Les rôles de chacun évoluent de jour en jour, au fur et à mesure que les diverses administrations des provinces et territoires réfléchissent à leur approche concernant les nouveaux enjeux. La Colombie-Britannique, par exemple, a décidé que la Direction de la distribution des alcools sera le distributeur en gros du cannabis récréatif et gérera les magasins provinciaux chargés de la vente au détail. La Nouvelle-Écosse a elle aussi statué que la vente de cannabis serait prise en charge par le secteur public : la Société des alcools de la Nouvelle-Écosse sera la seule organisation autorisée à en vendre. En Alberta, les consommateurs devront se créer un compte en ligne et se soumettre à un processus visant à vérifier leur âge (passant notamment par le téléversement de leur permis de conduire ou une vérification fiable de leur solvabilité), tant pour acheter en ligne qu’en personne. De son côté, l’Ontario a récemment annoncé que la vente en ligne sera le seul mode de distribution dans les mois suivant la légalisation, et le système n’exigera pas de preuve d’âge. Les Territoires du Nord-Ouest, quant à eux, ont décidé que le cannabis sera vendu en ligne et, dans les premiers temps, dans les magasins d’alcools privés.
La culture du cannabis à domicile
La culture personnelle du cannabis présentera également des défis, et c’est pourquoi les provinces et les territoires ont déjà fait part de leur intention de la limiter de diverses façons. Le Québec et le Manitoba, par exemple, ont décidé de mettre en place une interdiction préventive visant toute culture personnelle. En Ontario et en Colombie-Britannique, ce type de culture sera autorisé, mais uniquement à l’intérieur (en fait, en Colombie-Britannique, aucune plante ne devra se trouver à la vue du public; les balcons, les fenêtres et les cours non clôturées devront donc en être exempts). Le Yukon, quant à lui, a décidé d’adopter une approche plus permissive et de permettre la culture personnelle à l’intérieur comme à l’extérieur. Il en va de même au Nouveau-Brunswick, qui exige cependant que les plantes soient gardées dans un enclos fermé à clé. Partout au Canada, l’autorisation de la culture personnelle dans des logements loués fait l’objet de bien des débats. À Terre-Neuve et en Saskatchewan, les locateurs peuvent interdire aux locataires de cultiver et de fumer du cannabis sur leur propriété. Certaines grandes agences de locations envisagent également d’offrir des endroits désignés pour la consommation de cannabis. Par ailleurs, tous les Canadiens qui cultiveront leur cannabis devront initialement se procurer des graines auprès de distributeurs autorisés – aucune vente de semis et de jeunes plantes n’aura lieu.
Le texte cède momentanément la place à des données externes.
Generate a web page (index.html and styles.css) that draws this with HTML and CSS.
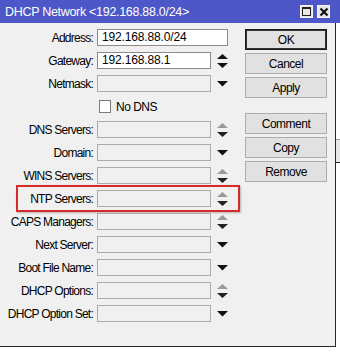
FILE: index.html
```html
<!DOCTYPE html>
<html>
<head>
<meta charset="utf-8">
<link rel="stylesheet" href="styles.css">
</head>
<body>
<div class="window">
  <div class="titlebar">
    <span class="title">DHCP Network &lt;192.168.88.0/24&gt;</span>
    <div class="tb-btns">
      <span class="tb-btn"><span class="max-icon"></span></span>
      <span class="tb-btn"><svg width="10" height="10" viewBox="0 0 10 10"><path d="M1.5 1.5 L8.5 8.5 M8.5 1.5 L1.5 8.5" stroke="#111" stroke-width="2.2"/></svg></span>
    </div>
  </div>
  <div class="body">
    <div class="form">
      <div class="row"><span class="label">Address:</span><div class="field white wide">192.168.88.0/24</div></div>
      <div class="row"><span class="label">Gateway:</span><div class="field white">192.168.88.1</div>
        <svg class="arrow" width="11" height="14" viewBox="0 0 11 14"><polygon points="0,5 5.5,0 11,5" fill="#111"/><polygon points="0,9 11,9 5.5,14" fill="#111"/></svg></div>
      <div class="row"><span class="label">Netmask:</span><div class="field"></div>
        <svg class="arrow" width="11" height="6" viewBox="0 0 11 6"><polygon points="0,0 11,0 5.5,5.5" fill="#111"/></svg></div>
      <div class="row"><span class="label"></span><span class="check"></span><span class="check-text">No DNS</span></div>
      <div class="row"><span class="label">DNS Servers:</span><div class="field"></div>
        <svg class="arrow" width="11" height="14" viewBox="0 0 11 14"><polygon points="0,5 5.5,0 11,5" fill="#9a9a9a"/><polygon points="0,9 11,9 5.5,14" fill="#222"/></svg></div>
      <div class="row"><span class="label">Domain:</span><div class="field"></div>
        <svg class="arrow" width="11" height="6" viewBox="0 0 11 6"><polygon points="0,0 11,0 5.5,5.5" fill="#111"/></svg></div>
      <div class="row"><span class="label">WINS Servers:</span><div class="field"></div>
        <svg class="arrow" width="11" height="14" viewBox="0 0 11 14"><polygon points="0,5 5.5,0 11,5" fill="#9a9a9a"/><polygon points="0,9 11,9 5.5,14" fill="#222"/></svg></div>
      <div class="row highlight"><span class="label">NTP Servers:</span><div class="field"></div>
        <svg class="arrow" width="11" height="14" viewBox="0 0 11 14"><polygon points="0,5 5.5,0 11,5" fill="#9a9a9a"/><polygon points="0,9 11,9 5.5,14" fill="#222"/></svg></div>
      <div class="row"><span class="label">CAPS Managers:</span><div class="field"></div>
        <svg class="arrow" width="11" height="14" viewBox="0 0 11 14"><polygon points="0,5 5.5,0 11,5" fill="#9a9a9a"/><polygon points="0,9 11,9 5.5,14" fill="#222"/></svg></div>
      <div class="row"><span class="label">Next Server:</span><div class="field"></div>
        <svg class="arrow" width="11" height="6" viewBox="0 0 11 6"><polygon points="0,0 11,0 5.5,5.5" fill="#111"/></svg></div>
      <div class="row"><span class="label">Boot File Name:</span><div class="field"></div>
        <svg class="arrow" width="11" height="6" viewBox="0 0 11 6"><polygon points="0,0 11,0 5.5,5.5" fill="#111"/></svg></div>
      <div class="row"><span class="label">DHCP Options:</span><div class="field"></div>
        <svg class="arrow" width="11" height="14" viewBox="0 0 11 14"><polygon points="0,5 5.5,0 11,5" fill="#9a9a9a"/><polygon points="0,9 11,9 5.5,14" fill="#222"/></svg></div>
      <div class="row"><span class="label">DHCP Option Set:</span><div class="field"></div>
        <svg class="arrow" width="11" height="6" viewBox="0 0 11 6"><polygon points="0,0 11,0 5.5,5.5" fill="#111"/></svg></div>
    </div>
    <div class="buttons">
      <div class="btn default">OK</div>
      <div class="btn">Cancel</div>
      <div class="btn">Apply</div>
      <div class="btn group">Comment</div>
      <div class="btn">Copy</div>
      <div class="btn">Remove</div>
    </div>
  </div>
  <div class="behind"></div>
</div>
</body>
</html>
```
FILE: styles.css
```css
* { box-sizing: border-box; }
html, body {
  margin: 0;
  padding: 0;
  background: #ffffff;
}
body {
  width: 340px;
  height: 352px;
  overflow: hidden;
  font-family: "Liberation Sans", Arial, sans-serif;
  font-size: 12px;
  letter-spacing: -0.5px;
  color: #000;
}
.window {
  position: relative;
  width: 340px;
}
.titlebar {
  height: 23px;
  background: #4d57c8;
  display: flex;
  align-items: center;
  justify-content: space-between;
  padding: 0 10px 0 5px;
}
.title {
  color: #fff;
  font-size: 12.5px;
  letter-spacing: -0.3px;
  padding-top: 1px;
}
.tb-btns {
  display: flex;
  gap: 4px;
}
.tb-btn {
  width: 13px;
  height: 13px;
  background: #e6e6e6;
  border: 1px solid #f4f4f4;
  display: flex;
  align-items: center;
  justify-content: center;
}
.max-icon {
  width: 9px;
  height: 9px;
  border: 1px solid #222;
  border-top-width: 2px;
}
.body {
  width: 336px;
  height: 324px;
  background: #f0f0f0;
  border-right: 1px solid #2a2a2a;
  border-bottom: 1px solid #2a2a2a;
  display: flex;
  padding-top: 6px;
}
.form {
  position: relative;
  width: 240px;
  display: flex;
  flex-direction: column;
  gap: 6px;
}
.row {
  position: relative;
  height: 17px;
  display: flex;
  align-items: center;
}
.label {
  width: 93px;
  text-align: right;
  margin-right: 4px;
  white-space: nowrap;
  letter-spacing: -0.75px;
}
.field {
  width: 114px;
  height: 17px;
  border: 1px solid #ababab;
  background: #f0f0f0;
  padding: 0 0 0 4px;
  line-height: 15px;
  white-space: nowrap;
  letter-spacing: -0.15px;
}
.field.white {
  background: #fff;
  border-color: #8a8a8a;
}
.field.wide {
  width: 131px;
}
.arrow {
  margin-left: 6px;
}
.check {
  width: 12px;
  height: 13px;
  margin-left: 2px;
  border: 1px solid #7a7a7a;
  background: #fff;
}
.check-text {
  margin-left: 5px;
}
.highlight::after {
  content: "";
  position: absolute;
  left: 16px;
  right: 0;
  top: -5px;
  bottom: -5px;
  border: 2px solid #d42a2a;
  box-shadow: 1px 1px 2px rgba(0, 0, 0, 0.25);
}
.buttons {
  margin-left: 5px;
  width: 82px;
  display: flex;
  flex-direction: column;
  gap: 3px;
}
.btn {
  height: 21px;
  border: 1px solid #adadad;
  background: #e1e1e1;
  display: flex;
  align-items: center;
  justify-content: center;
}
.btn.default {
  border: 1px solid #1a1a1a;
  box-shadow: inset 0 0 0 1px #333;
}
.btn.group {
  margin-top: 12px;
}
.behind {
  position: absolute;
  left: 336px;
  top: 139px;
  width: 4px;
  height: 24px;
  background: #e8e8e8;
  border-top: 1px solid #999;
  border-bottom: 1px solid #222;
}
```
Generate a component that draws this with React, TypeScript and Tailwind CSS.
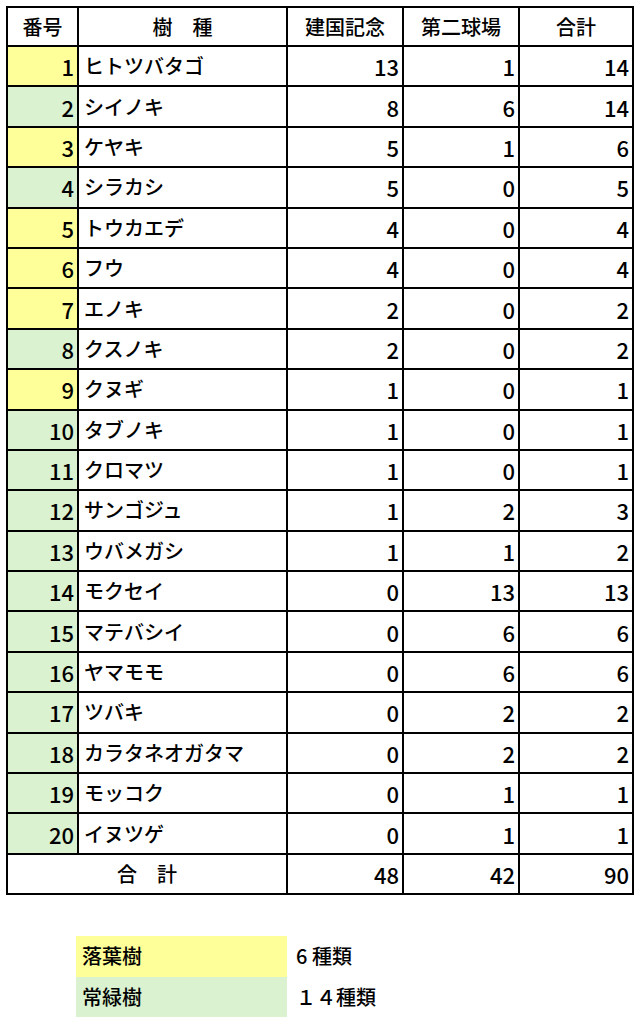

Où les gens pourront-ils fumer du cannabis?
La question de la consommation de cannabis par inhalation a suscité diverses réactions chez les autorités. À l’heure actuelle, quatre provinces ont annoncé qu’elles permettront aux gens de fumer du cannabis en public : la Colombie-Britannique, l’Alberta, le Québec et la Nouvelle-Écosse. Des règlements préciseront toutefois à quels endroits cette pratique ne sera pas tolérée, et certaines municipalités choisiront, ou ont déjà choisi, de l’interdire complètement. D’ailleurs, bon nombre de villes québécoises l’ont déjà fait, tandis que d’autres ont mis en place des règles visant des endroits précis. La Ville de Halifax, par exemple, a interdit aux gens de fumer du cannabis sur les trottoirs. La plupart des provinces ont fourni des renseignements détaillés sur la consommation par inhalation dans des véhicules, mais établissent une distinction entre les véhicules stationnés et les véhicules pouvant faire office d’habitation, comme les remorques, les maisons mobiles et les véhicules récréatifs. À l’Île-du-Prince-Édouard, par exemple, la consommation de cannabis sur un bateau ne sera pas permise, sauf si le bateau sert également d’habitation privée. Fait intéressant : les permissions des terrains de camping varient et ne suivent pas toujours les règles applicables aux véhicules. Certains terrains de camping permettent aux gens de fumer du cannabis sur leur site, tandis que d’autres ne le permettent pas du tout, ce qui favorise la confusion quant aux règles applicables aux véhicules récréatifs. Notons également que des débats semblables sont observés sur les campus, certains d’entre eux autorisant la consommation de cannabis dans des parcs prévus à cette fin ou dans des aires pour fumeurs désignées.
En conclusion?
Divers acteurs entrent en jeu lorsqu’il est question de la légalisation du cannabis. Les approches adoptées par chaque administration varient, et les collectivités devront composer avec les changements de lignes directrices et les diverses organisations gouvernementales impliquées. Il est essentiel que les professionnels de la santé publique connaissent les systèmes de leur région, tant ceux déjà en place que ceux en développement, ainsi que les processus propres à leur organisation.